Wednesday, January 31, 2007

Neuroscience and Ethics

The latest issue of The American Journal of Bioethics has an interesting in-focus piece entitled "Neuroscience and Ethics: Intersections" by Antonio Damasio. You can download the article for free here. Here is a small sample:

The words neuroscience and ethics, placed together in the same sentence, conjure up two different ideas. One idea has to do with the fact that modern neuroscience has not only opened the way for new treatments of brain disease but also made possible a variety of unexpected applications of neuroscientific progress at the level of the individual and the culture at large. The goal of treating brain diseases is clearly laudable, provided it follows time-honored ethical medical practices, but it is legitimate to wonder about some of those other applications, debate them, and establish the ethical framework for the related practices. This is an important endeavor and it is currently underway in the new discipline of neuroethics.

The other idea evoked by combining the words neuroscience and ethics has to do with the possibility of using new scientific facts to help us understand the neural underpinnings of moral behavior.

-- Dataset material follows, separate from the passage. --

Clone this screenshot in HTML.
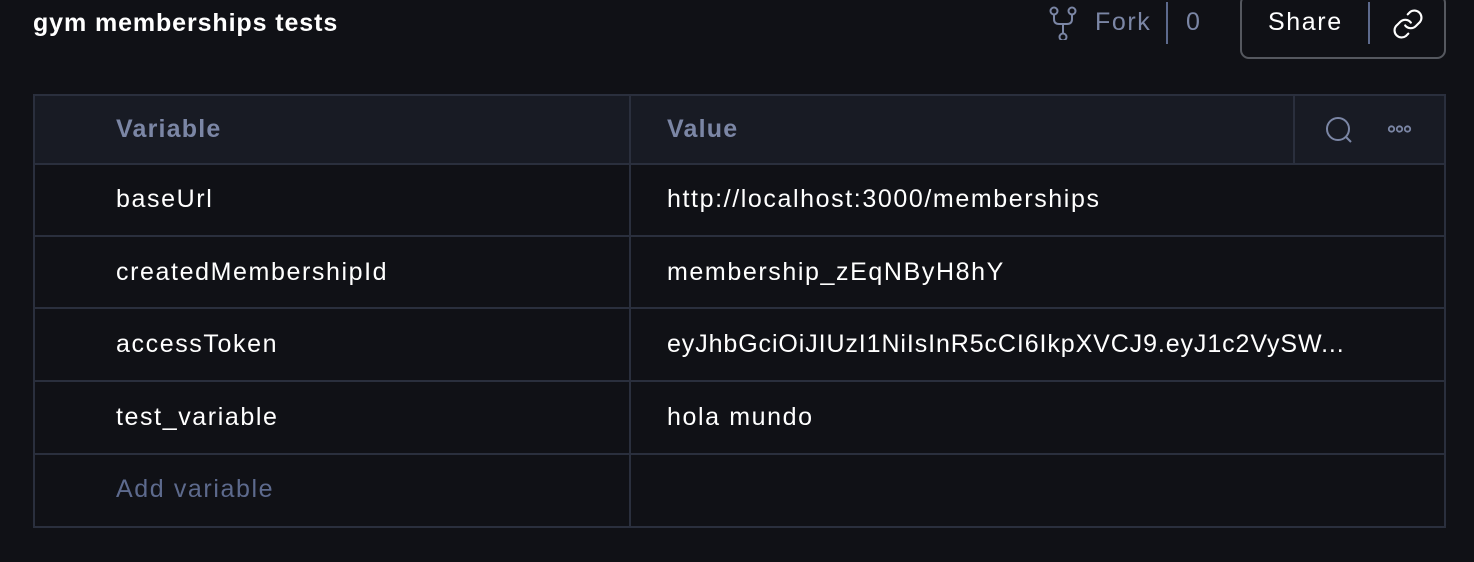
<!DOCTYPE html>
<html><head><style>
body{margin:0;width:1474px;height:562px;background:#101116;font-family:"Liberation Sans",sans-serif;overflow:hidden;position:relative;color:#fff}
.a{position:absolute}
.t{font-size:25px;letter-spacing:1.6px;white-space:nowrap}
.row{position:absolute;left:33px;width:1413px;height:2px;background:#2a2f3d}
</style></head><body>
<div class="a t" style="left:33px;top:9px;font-weight:bold;letter-spacing:0.9px">gym memberships tests</div>
<svg class="a" style="left:1046px;top:6px" width="34" height="34" viewBox="0 0 34 34" fill="none" stroke="#7b86a5" stroke-width="2">
<circle cx="8" cy="5" r="3.5"/><circle cx="26" cy="5" r="3.5"/><circle cx="17" cy="31" r="3.5"/>
<path d="M8 9v4q0 5 5 5h8q5 0 5-5V9M17 18v9"/></svg>
<div class="a t" style="left:1095px;top:8px;color:#7b86a5">Fork</div>
<div class="a" style="left:1166px;top:2px;width:2px;height:42px;background:#5d6a8d"></div>
<div class="a t" style="left:1186px;top:8px;color:#7b86a5">0</div>
<div class="a" style="left:1240px;top:-6px;width:202px;height:61px;border:2px solid #55585f;border-radius:9px"></div>
<div class="a t" style="left:1268px;top:8px">Share</div>
<div class="a" style="left:1368px;top:2px;width:2px;height:42px;background:#5d6a8d"></div>
<svg class="a" style="left:1390px;top:7px" width="36" height="34" viewBox="0 0 24 24" fill="none" stroke="#fff" stroke-width="1.5" stroke-linecap="round"><path d="M10 13a5 5 0 0 0 7.5.5l3-3a5 5 0 0 0-7-7l-1.7 1.7"/><path d="M14 11a5 5 0 0 0-7.5-.5l-3 3a5 5 0 0 0 7 7l1.7-1.7"/></svg>

<div class="a" style="left:33px;top:94px;width:1413px;height:71px;background:#181b24"></div>
<div class="a" style="left:33px;top:94px;width:1409px;height:430px;border:2px solid #2a2f3d"></div>
<div class="row" style="top:163px"></div>
<div class="row" style="top:235px"></div>
<div class="row" style="top:307px"></div>
<div class="row" style="top:380px"></div>
<div class="row" style="top:453px"></div>
<div class="a" style="left:629px;top:94px;width:2px;height:432px;background:#2a2f3d"></div>
<div class="a" style="left:1293px;top:94px;width:2px;height:70px;background:#2a2f3d"></div>
<svg class="a" style="left:1324px;top:115px" width="30" height="30" viewBox="0 0 30 30" fill="none" stroke="#7b86a5" stroke-width="2"><circle cx="14" cy="14" r="11"/><path d="M22 22l5 5"/></svg>
<svg class="a" style="left:1387px;top:124px" width="26" height="10" viewBox="0 0 26 10" fill="none" stroke="#7b86a5" stroke-width="1.8"><circle cx="4.5" cy="5" r="2.7"/><circle cx="12.5" cy="5" r="2.7"/><circle cx="20.5" cy="5" r="2.7"/></svg>

<div class="a t" style="left:116px;top:115px;color:#7b86a5;font-weight:bold;letter-spacing:1.2px">Variable</div>
<div class="a t" style="left:667px;top:115px;color:#7b86a5;font-weight:bold;letter-spacing:1.2px">Value</div>
<div class="a t" style="left:116px;top:185px">baseUrl</div>
<div class="a t" style="left:667px;top:185px">http://localhost:3000/memberships</div>
<div class="a t" style="left:116px;top:258px">createdMembershipId</div>
<div class="a t" style="left:667px;top:258px">membership_zEqNByH8hY</div>
<div class="a t" style="left:116px;top:330px">accessToken</div>
<div class="a t" style="left:667px;top:330px;letter-spacing:0.9px">eyJhbGciOiJIUzI1NiIsInR5cCI6IkpXVCJ9.eyJ1c2VySW...</div>
<div class="a t" style="left:116px;top:403px">test_variable</div>
<div class="a t" style="left:667px;top:403px">hola mundo</div>
<div class="a t" style="left:116px;top:475px;color:#5d6a8d">Add variable</div>
</body></html>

While these two ideas are different and are cultivated by distinct experts, it is apparent that they are related (Roskies 2002). The ethical questions we ask and the just guidelines we hope to formulate depend on the boundaries of what constitutes ethical behavior, and the setting of those boundaries, may come to be influenced by new knowledge regarding how the brain operates in health and disease. The comments in this essay focus on the second idea.